Provided data:
....
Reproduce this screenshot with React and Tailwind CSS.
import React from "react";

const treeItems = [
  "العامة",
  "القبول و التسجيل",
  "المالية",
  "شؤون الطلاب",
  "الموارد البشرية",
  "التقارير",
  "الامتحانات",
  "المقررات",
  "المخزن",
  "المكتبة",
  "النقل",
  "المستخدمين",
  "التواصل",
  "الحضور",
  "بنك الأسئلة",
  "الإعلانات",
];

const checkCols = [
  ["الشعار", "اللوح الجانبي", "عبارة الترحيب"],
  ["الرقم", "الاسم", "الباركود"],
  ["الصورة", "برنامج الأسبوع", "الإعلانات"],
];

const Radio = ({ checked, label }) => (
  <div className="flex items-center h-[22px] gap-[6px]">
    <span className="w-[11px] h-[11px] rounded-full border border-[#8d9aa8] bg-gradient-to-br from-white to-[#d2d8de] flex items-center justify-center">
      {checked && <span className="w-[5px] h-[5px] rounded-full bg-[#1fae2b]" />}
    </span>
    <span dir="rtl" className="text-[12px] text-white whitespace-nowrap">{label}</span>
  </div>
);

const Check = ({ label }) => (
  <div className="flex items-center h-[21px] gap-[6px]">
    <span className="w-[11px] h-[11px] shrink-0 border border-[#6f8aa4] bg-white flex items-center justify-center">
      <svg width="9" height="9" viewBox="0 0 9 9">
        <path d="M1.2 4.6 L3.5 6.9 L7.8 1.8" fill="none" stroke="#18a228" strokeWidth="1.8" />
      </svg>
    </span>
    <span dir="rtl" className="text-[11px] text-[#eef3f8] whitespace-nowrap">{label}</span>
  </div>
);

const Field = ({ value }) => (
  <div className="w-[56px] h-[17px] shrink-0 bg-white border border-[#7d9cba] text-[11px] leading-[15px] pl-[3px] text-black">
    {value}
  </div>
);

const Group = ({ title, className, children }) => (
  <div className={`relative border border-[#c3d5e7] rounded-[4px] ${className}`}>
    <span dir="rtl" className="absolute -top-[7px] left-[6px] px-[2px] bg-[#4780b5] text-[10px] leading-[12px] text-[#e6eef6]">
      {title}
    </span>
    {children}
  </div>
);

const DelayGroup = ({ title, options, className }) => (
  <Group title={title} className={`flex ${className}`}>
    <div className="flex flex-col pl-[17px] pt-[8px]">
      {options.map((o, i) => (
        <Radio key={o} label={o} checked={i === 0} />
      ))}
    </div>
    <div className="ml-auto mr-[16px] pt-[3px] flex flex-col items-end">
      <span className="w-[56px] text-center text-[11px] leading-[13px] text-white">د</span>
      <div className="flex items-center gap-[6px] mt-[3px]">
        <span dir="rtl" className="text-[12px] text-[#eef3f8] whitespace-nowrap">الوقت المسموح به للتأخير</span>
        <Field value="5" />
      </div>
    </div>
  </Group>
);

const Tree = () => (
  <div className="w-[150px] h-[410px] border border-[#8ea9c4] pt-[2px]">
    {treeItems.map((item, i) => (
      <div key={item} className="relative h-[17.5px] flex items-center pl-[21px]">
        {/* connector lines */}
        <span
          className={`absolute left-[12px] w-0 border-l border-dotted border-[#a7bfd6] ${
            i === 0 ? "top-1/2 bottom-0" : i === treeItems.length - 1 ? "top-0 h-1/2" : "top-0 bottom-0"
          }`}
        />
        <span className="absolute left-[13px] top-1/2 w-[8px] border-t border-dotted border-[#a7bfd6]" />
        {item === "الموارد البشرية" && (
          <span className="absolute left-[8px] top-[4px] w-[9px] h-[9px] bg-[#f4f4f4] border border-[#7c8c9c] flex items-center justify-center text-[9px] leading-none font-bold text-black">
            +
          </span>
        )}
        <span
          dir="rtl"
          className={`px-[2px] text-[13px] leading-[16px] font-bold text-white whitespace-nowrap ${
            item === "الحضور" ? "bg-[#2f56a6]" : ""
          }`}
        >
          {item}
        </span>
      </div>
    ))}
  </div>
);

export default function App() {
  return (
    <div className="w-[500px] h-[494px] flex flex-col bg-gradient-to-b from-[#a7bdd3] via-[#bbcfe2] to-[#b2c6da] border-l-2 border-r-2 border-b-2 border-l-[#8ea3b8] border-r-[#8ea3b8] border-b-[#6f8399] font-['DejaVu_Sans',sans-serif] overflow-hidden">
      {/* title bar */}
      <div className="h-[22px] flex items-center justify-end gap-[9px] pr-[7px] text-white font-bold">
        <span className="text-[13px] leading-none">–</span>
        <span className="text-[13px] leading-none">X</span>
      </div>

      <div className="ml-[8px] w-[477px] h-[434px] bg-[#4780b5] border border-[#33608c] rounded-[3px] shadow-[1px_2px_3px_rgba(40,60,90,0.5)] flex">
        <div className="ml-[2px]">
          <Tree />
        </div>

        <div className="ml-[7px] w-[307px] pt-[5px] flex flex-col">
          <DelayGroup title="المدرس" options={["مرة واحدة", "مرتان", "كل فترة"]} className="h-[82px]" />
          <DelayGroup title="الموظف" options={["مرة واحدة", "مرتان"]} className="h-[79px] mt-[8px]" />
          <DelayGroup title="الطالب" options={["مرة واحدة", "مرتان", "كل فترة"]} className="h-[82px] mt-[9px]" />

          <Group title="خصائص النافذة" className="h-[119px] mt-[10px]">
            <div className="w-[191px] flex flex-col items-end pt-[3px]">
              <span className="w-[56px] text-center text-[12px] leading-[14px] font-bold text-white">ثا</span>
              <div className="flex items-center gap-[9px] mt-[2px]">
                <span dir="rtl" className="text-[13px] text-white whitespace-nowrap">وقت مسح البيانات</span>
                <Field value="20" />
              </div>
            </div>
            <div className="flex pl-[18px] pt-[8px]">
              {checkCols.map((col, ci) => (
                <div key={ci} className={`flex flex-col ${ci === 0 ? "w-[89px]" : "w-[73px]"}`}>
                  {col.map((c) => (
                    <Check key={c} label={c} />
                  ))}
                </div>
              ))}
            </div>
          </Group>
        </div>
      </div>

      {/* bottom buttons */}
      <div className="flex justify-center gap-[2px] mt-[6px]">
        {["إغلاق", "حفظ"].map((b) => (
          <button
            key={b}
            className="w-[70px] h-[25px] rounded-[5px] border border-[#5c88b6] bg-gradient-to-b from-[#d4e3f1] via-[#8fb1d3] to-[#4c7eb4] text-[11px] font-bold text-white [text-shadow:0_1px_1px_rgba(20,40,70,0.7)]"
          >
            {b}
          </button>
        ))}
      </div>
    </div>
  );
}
....
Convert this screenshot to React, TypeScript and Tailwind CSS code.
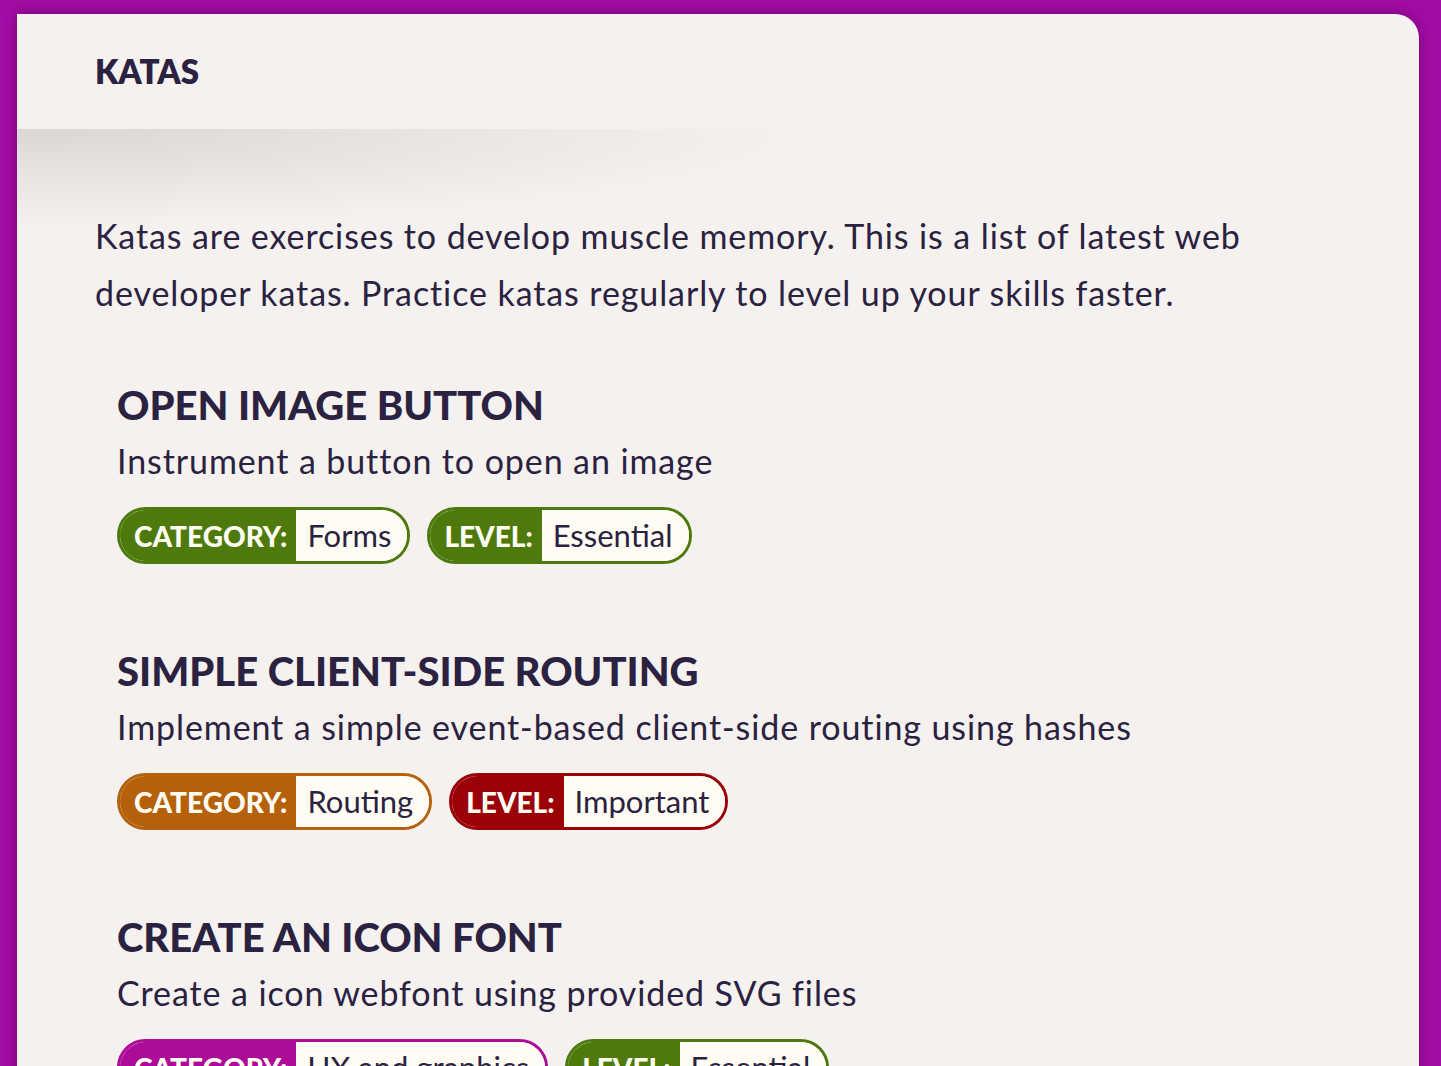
....
What you need to do: Find all the lines containing "this" in the material, then copy them.

Response to the task:
Reproduce this screenshot with React and Tailwind CSS.
Convert this screenshot to React, TypeScript and Tailwind CSS code.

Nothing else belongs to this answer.